RECENT DEVELOPMENTS IN THE LAW OF EVIDENCE AND PROCEDURE RELATING TO CRIMINAL TRIALS IN NIGERIA

J.O. OKPARA, Uchechukwu UGURU

Abstract


The administration of justice is concerned, principally, with establishing a system of fairness in the approach of judicial bodies saddled with the responsibility of determining right and wrong between individuals, entities or between individuals and entities. Whether it will be regarded as equality of privileges or of rewards, or with Plato, as a harmony of interests, justice in every case gets its meaning from adjustments of real or putative dissensions. Thus, adjustment, harmonization, concordance, are the product and character of active justice, while correlative passive quality is the virtue of obedience-obedience to the law, human or divine, the recognition and observance of rights. This work seeks to highlight some recent Nigerian enactments which, through adjustment of older enactments, pushed further the high ideals of active justice in Nigeria. There are basically two major developments in the near past that have shaped the law of evidence in Nigeria and have indeed injected new ideas into the administration of criminal justice.

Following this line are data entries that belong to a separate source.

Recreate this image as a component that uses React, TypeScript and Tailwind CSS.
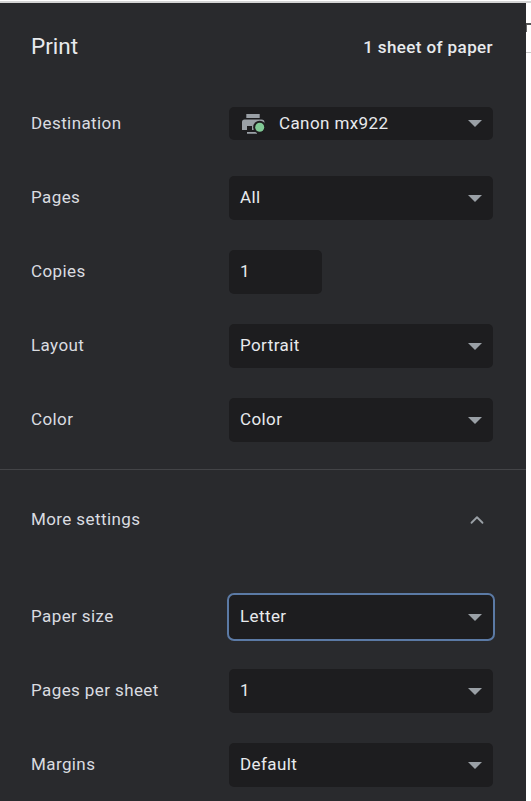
import { ChevronUp } from 'lucide-react';

const Arrow = () => (
  <span className="ml-auto w-0 h-0 border-x-[7px] border-x-transparent border-t-[7px] border-t-[#9aa0a6]" />
);

const PrinterIcon = () => (
  <svg width="24" height="24" viewBox="0 0 24 24" className="mr-[14px] shrink-0">
    <path fill="#9aa0a6" d="M5.3 2h13.4v4H5.3z" />
    <path fill="#9aa0a6" d="M3.5 7.5h17a3 3 0 0 1 3 3V18H1v-8a2.5 2.5 0 0 1 2.5-2.5z" />
    <path fill="#9aa0a6" d="M6 18h2v2h8v1.8H6z" />
    <path fill="#1d1d1f" d="M6 14h5v4H8v2H6z" />
    <circle cx="18.7" cy="15.2" r="6.5" fill="#1d1d1f" />
    <circle cx="18.7" cy="15.2" r="4.5" fill="#81c995" />
  </svg>
);

const Select = ({ value, icon, focused, h = 'h-11' }: { value: string; icon?: boolean; focused?: boolean; h?: string }) => (
  <div
    className={`flex items-center bg-[#1d1d1f] text-[#e8eaed] rounded-[5px] w-[264px] ${h} ${icon ? 'pl-[12px]' : 'pl-[11px]'} pr-[11px] ${focused ? 'outline-[2.5px] outline-[#5b7aa5]' : ''}`}
  >
    {icon && <PrinterIcon />}
    <span>{value}</span>
    <Arrow />
  </div>
);

const Row = ({ label, children, className }: { label: string; children: React.ReactNode; className?: string }) => (
  <div className={`flex items-center justify-between ${className ?? ''}`}>
    <span className="text-[#dadce0]">{label}</span>
    {children}
  </div>
);

export default function App() {
  return (
    <div className="w-[531px] h-[801px] overflow-hidden bg-white font-['Roboto',sans-serif] text-[17px] tracking-[0.4px]">
      <div className="h-[3px] pt-px bg-white">
        <div className="h-[2px] bg-[#d4d4d4]" />
      </div>
      <div className="flex">
        <div className="w-[526px] h-[798px] bg-[#292a2d]">
          <div className="pl-[31px] pr-[33px]">
            <div className="flex items-center justify-between h-[88px]">
              <span className="text-[22.5px] text-[#e8eaed] tracking-normal">Print</span>
              <span className="font-medium text-[#e8eaed] text-[17px] tracking-[0.4px] pt-[2px]">1 sheet of paper</span>
            </div>
            <Row label="Destination" className="mt-[16px] h-[33px]">
              <Select value="Canon mx922" icon h="h-[33px]" />
            </Row>
            <Row label="Pages" className="mt-[36px]">
              <Select value="All" />
            </Row>
            <Row label="Copies" className="mt-[30px]">
              <div className="flex items-center bg-[#1d1d1f] text-[#e8eaed] rounded-[5px] w-[93px] h-11 pl-[11px] mr-[171px]">1</div>
            </Row>
            <Row label="Layout" className="mt-[30px]">
              <Select value="Portrait" />
            </Row>
            <Row label="Color" className="mt-[30px]">
              <Select value="Color" />
            </Row>
          </div>
          <div className="h-px bg-[#434447] mt-[27px]" />
          <div className="pl-[31px] pr-[33px]">
            <div className="flex items-center justify-between h-[99px]">
              <span className="text-[#dadce0]">More settings</span>
              <ChevronUp size={22} strokeWidth={2} className="text-[#9aa0a6] mr-[5px]" />
            </div>
            <Row label="Paper size" className="mt-[26px]">
              <Select value="Letter" focused />
            </Row>
            <Row label="Pages per sheet" className="mt-[30px]">
              <Select value="1" />
            </Row>
            <Row label="Margins" className="mt-[30px]">
              <Select value="Default" />
            </Row>
          </div>
        </div>
        {/* page preview peeking out behind the panel */}
        <div className="flex-1 flex flex-col">
          <div className="h-[2px] mt-[20px] bg-[#555]" />
          <div className="w-px h-[7px] bg-[#666]" />
          <div className="h-px mt-[20px] bg-[#c8c8c8]" />
        </div>
      </div>
    </div>
  );
}
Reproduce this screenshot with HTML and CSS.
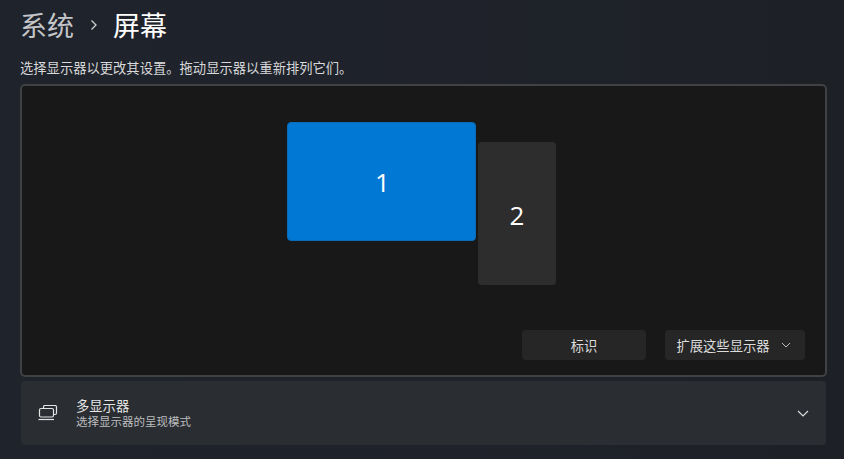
FILE: index.html
```html
<!DOCTYPE html>
<html lang="zh-CN">

<head>
    <meta charset="UTF-8">
    <title>屏幕</title>
    <link rel="stylesheet" href="styles.css">
</head>

<body>

    <h1 class="crumbs">
        <span class="crumb-parent">系统</span>
        <svg class="crumb-sep" width="8" height="12" viewBox="0 0 8 12"><path d="M1.5 1.5 L6 6 L1.5 10.5" /></svg>
        <span class="crumb-current">屏幕</span>
    </h1>

    <p class="hint">选择显示器以更改其设置。拖动显示器以重新排列它们。</p>

    <section class="arrange">
        <div class="canvas">
            <div class="monitor monitor-one">1</div>
            <div class="monitor monitor-two">2</div>
        </div>
        <div class="actions">
            <button class="btn btn-identify">标识</button>
            <button class="btn btn-mode">
                扩展这些显示器
                <svg width="10" height="6" viewBox="0 0 10 6"><path d="M1 1 L5 5 L9 1" /></svg>
            </button>
        </div>
    </section>

    <section class="card">
        <svg class="card-icon" width="20" height="16" viewBox="0 0 20 16">
            <path d="M5.5 3.5 V2 Q5.5 0.5 7 0.5 H17 Q18.5 0.5 18.5 2 V8 Q18.5 9.5 17 9.5 H15.5" />
            <rect x="1.5" y="3.5" width="14" height="8.5" rx="1.5" />
            <path d="M0.5 14.5 H16" />
        </svg>
        <div class="card-text">
            <div class="card-title">多显示器</div>
            <div class="card-sub">选择显示器的呈现模式</div>
        </div>
        <svg class="card-chevron" width="12" height="7" viewBox="0 0 12 7"><path d="M1 1 L6 6 L11 1" /></svg>
    </section>

</body>

</html>
```

FILE: styles.css
```css
html,
body {
    height: 100%;
}

body {
    margin: 0;
    padding: 0 17px 0 20px;
    overflow: hidden;
    font-family: "Noto Sans CJK SC", "Liberation Sans", sans-serif;
    background: linear-gradient(90deg, #1f232b 0%, #1f222a 55%, #1d2126 100%);
    color: #fff;
}

.crumbs {
    display: flex;
    align-items: center;
    height: 50px;
    margin: 0;
    font-size: 27px;
    font-weight: 400;
    line-height: 50px;
}

.crumb-parent {
    color: #c4c5c8;
}

.crumb-sep {
    margin: 0 15px 0 16px;
    fill: none;
    stroke: #d0d0d2;
    stroke-width: 1.3;
}

.hint {
    height: 34px;
    margin: 0;
    font-size: 13.3px;
    line-height: 36px;
    color: #d8d9da;
}

.arrange {
    box-sizing: border-box;
    height: 293px;
    padding: 0 20px 15px 0;
    background: #181818;
    border: 2px solid #3f4144;
    border-radius: 5px;
    display: flex;
    flex-direction: column;
}

.canvas {
    position: relative;
    flex: 1;
}

.monitor {
    position: absolute;
    display: flex;
    align-items: center;
    justify-content: center;
    box-sizing: border-box;
    border-radius: 4px;
    font-family: "Open Sans", "Liberation Sans", sans-serif;
    font-size: 26px;
}

.monitor-one {
    left: 265px;
    top: 36px;
    width: 189px;
    height: 119px;
    padding-left: 2px;
    background: #0078d4;
    border: 1px solid #0a6cb8;
}

.monitor-two {
    left: 456px;
    top: 56px;
    width: 78px;
    height: 143px;
    padding-top: 2px;
    background: #2d2d2d;
}

.actions {
    display: flex;
    justify-content: flex-end;
    gap: 19px;
}

.btn {
    display: flex;
    align-items: center;
    justify-content: center;
    height: 30px;
    padding: 0;
    background: #262626;
    border: none;
    border-radius: 4px;
    font-family: inherit;
    font-size: 13.3px;
    color: #dcdcdc;
}

.btn svg {
    margin-left: 11px;
    margin-right: 3px;
    fill: none;
    stroke: #bdbdbd;
    stroke-width: 1;
}

.btn-identify {
    width: 124px;
}

.btn-mode {
    width: 140px;
}

.card {
    display: flex;
    align-items: center;
    box-sizing: border-box;
    height: 64px;
    margin: 4px 1px 0;
    padding: 0 17px;
    background: #2a2d32;
    border-radius: 4px;
}

.card-icon {
    flex: none;
    margin-right: 18px;
    fill: none;
    stroke: #e4e4e4;
    stroke-width: 1.2;
}

.card-text {
    flex: 1;
}

.card-title {
    font-size: 13.3px;
    line-height: 17px;
    color: #e6e6e6;
}

.card-sub {
    font-size: 11.5px;
    line-height: 15px;
    color: #bcbdbf;
}

.card-chevron {
    fill: none;
    stroke: #dcdcdc;
    stroke-width: 1.2;
}
```
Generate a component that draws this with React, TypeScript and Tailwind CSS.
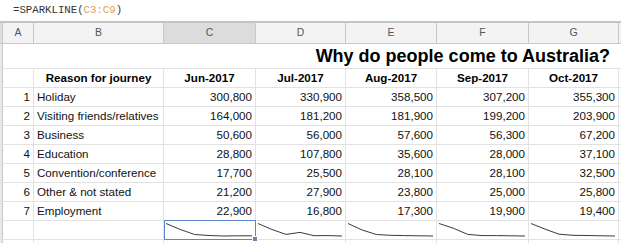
import React from "react";

const cols = [
  { key: "A", w: 31 },
  { key: "B", w: 130 },
  { key: "C", w: 92 },
  { key: "D", w: 90 },
  { key: "E", w: 91 },
  { key: "F", w: 92 },
  { key: "G", w: 90 },
];

const months = ["Jun-2017", "Jul-2017", "Aug-2017", "Sep-2017", "Oct-2017"];

const rows: [string, number[]][] = [
  ["Holiday", [300800, 330900, 358500, 307200, 355300]],
  ["Visiting friends/relatives", [164000, 181200, 181900, 199200, 203900]],
  ["Business", [50600, 56000, 57600, 56300, 67200]],
  ["Education", [28800, 107800, 35600, 28000, 37100]],
  ["Convention/conference", [17700, 25500, 28100, 28100, 32500]],
  ["Other & not stated", [21200, 27900, 23800, 25000, 25800]],
  ["Employment", [22900, 16800, 17300, 19900, 19400]],
];

const fmt = (n: number) => n.toLocaleString("en-US");

function Spark({ values, w }: { values: number[]; w: number }) {
  const max = Math.max(...values);
  const min = Math.min(...values);
  const h = 18;
  const top = 2.5;
  const bottom = 15;
  const pts = values
    .map((v, i) => {
      const x = 2 + (i * (w - 5)) / (values.length - 1);
      const y = top + ((max - v) / (max - min)) * (bottom - top);
      return `${x.toFixed(1)},${y.toFixed(1)}`;
    })
    .join(" ");
  return (
    <svg width={w} height={h} className="block">
      <polyline points={pts} fill="none" stroke="#3a3a3a" strokeWidth="1" />
    </svg>
  );
}

export default function App() {
  const font = { fontFamily: '"Liberation Sans", Arial, sans-serif' };
  return (
    <div className="w-[621px] h-[243px] overflow-hidden bg-white text-[#222]" style={font}>
      {/* formula bar */}
      <div className="h-[23px] flex items-center pl-[13px] pb-[1px] border-b-2 border-[#c4c4c4] bg-white">
        <span className="text-[10.7px] text-[#333]" style={{ fontFamily: '"Liberation Mono", monospace' }}>
          =SPARKLINE(<span className="text-[#d6a35c]">C3:C9</span>)
        </span>
      </div>
      {/* column headers */}
      <div className="flex h-[21px] border-b border-[#c8c8c8] bg-[#f3f3f3]">
        <div className="w-[3px] shrink-0 bg-[#dedede] border-r border-[#c8c8c8]" />
        {cols.map((c) => (
          <div
            key={c.key}
            className={`shrink-0 border-r border-[#c8c8c8] flex items-center justify-center text-[10.5px] text-[#555] ${
              c.key === "C" ? "bg-[#dcdcdc]" : ""
            }`}
            style={{ width: c.w }}
          >
            {c.key}
          </div>
        ))}
        <div className="flex-1" />
      </div>
      {/* title row */}
      <div className="flex h-[25px] border-b border-[#e2e2e2]">
        <div className="w-[3px] shrink-0 bg-[#e9e9e9] border-r border-[#c8c8c8]" />
        <div className="w-[616px] shrink-0 flex items-center justify-end pr-[9px] pt-[1px] text-[18px] font-bold text-black">
          Why do people come to Australia?
        </div>
      </div>
      {/* header row */}
      <div className="flex h-[19px] border-b border-[#e2e2e2] text-[11.6px] font-bold text-black">
        <div className="w-[3px] shrink-0 bg-[#e9e9e9] border-r border-[#c8c8c8]" />
        <div className="w-[31px] shrink-0 border-r border-[#e2e2e2]" />
        <div className="w-[130px] shrink-0 border-r border-[#e2e2e2] flex items-center justify-center">
          Reason for journey
        </div>
        {months.map((m, i) => (
          <div
            key={m}
            className="shrink-0 border-r border-[#e2e2e2] flex items-center justify-center"
            style={{ width: cols[i + 2].w }}
          >
            {m}
          </div>
        ))}
      </div>
      {/* data rows */}
      {rows.map(([label, vals], r) => (
        <div key={label} className="flex h-[19px] border-b border-[#e2e2e2] text-[11.6px] text-[#111]">
          <div className="w-[3px] shrink-0 bg-[#e9e9e9] border-r border-[#c8c8c8]" />
          <div className="w-[31px] shrink-0 border-r border-[#e2e2e2] flex items-center justify-end pr-[3px]">
            {r + 1}
          </div>
          <div className="w-[130px] shrink-0 border-r border-[#e2e2e2] flex items-center pl-[3px] whitespace-nowrap">
            {label}
          </div>
          {vals.map((v, i) => (
            <div
              key={i}
              className="shrink-0 border-r border-[#e2e2e2] flex items-center justify-end pr-[3px]"
              style={{ width: cols[i + 2].w }}
            >
              {fmt(v)}
            </div>
          ))}
        </div>
      ))}
      {/* sparkline row */}
      <div className="flex h-[19px] border-b border-[#e2e2e2]">
        <div className="w-[3px] shrink-0 bg-[#e9e9e9] border-r border-[#c8c8c8]" />
        <div className="w-[31px] shrink-0 border-r border-[#e2e2e2]" />
        <div className="w-[130px] shrink-0 border-r border-[#e2e2e2]" />
        {months.map((m, i) => (
          <div
            key={m}
            className="shrink-0 border-r border-[#e2e2e2] relative"
            style={{ width: cols[i + 2].w }}
          >
            <Spark values={rows.map((r) => r[1][i])} w={cols[i + 2].w - 1} />
            {i === 0 && (
              <>
                <div className="absolute left-0 top-[-1px] w-[92px] h-[20px] border border-[#5a87c9]" />
                <div className="absolute right-[-3px] bottom-[-3px] w-[6px] h-[6px] bg-[#5a87c9] border border-white" />
              </>
            )}
          </div>
        ))}
      </div>
      {/* partial row */}
      <div className="flex h-[10px]">
        <div className="w-[3px] shrink-0 bg-[#e9e9e9] border-r border-[#c8c8c8]" />
        <div className="w-[31px] shrink-0 border-r border-[#e2e2e2]" />
        <div className="w-[130px] shrink-0 border-r border-[#e2e2e2]" />
        {months.map((m, i) => (
          <div key={m} className="shrink-0 border-r border-[#e2e2e2]" style={{ width: cols[i + 2].w }} />
        ))}
      </div>
    </div>
  );
}
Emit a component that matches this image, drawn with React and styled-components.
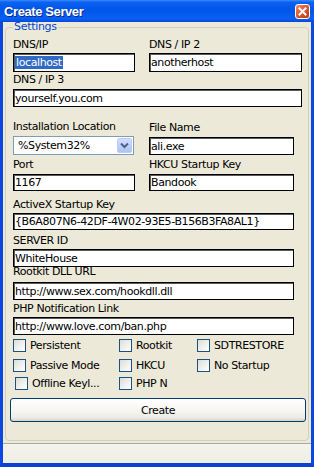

These developments have been introduced through the enactment of the Evidence Act 2011 and the Administration of Criminal Justice Act 2015. This work considers some of the salient provisions of these two statutes and also briefly comments on recent decisions of superior courts record including the Supreme Court of Nigeria in these regards. The two pieces of legislation that have impacted on this field of criminal justice administration are carefully explored hereunder.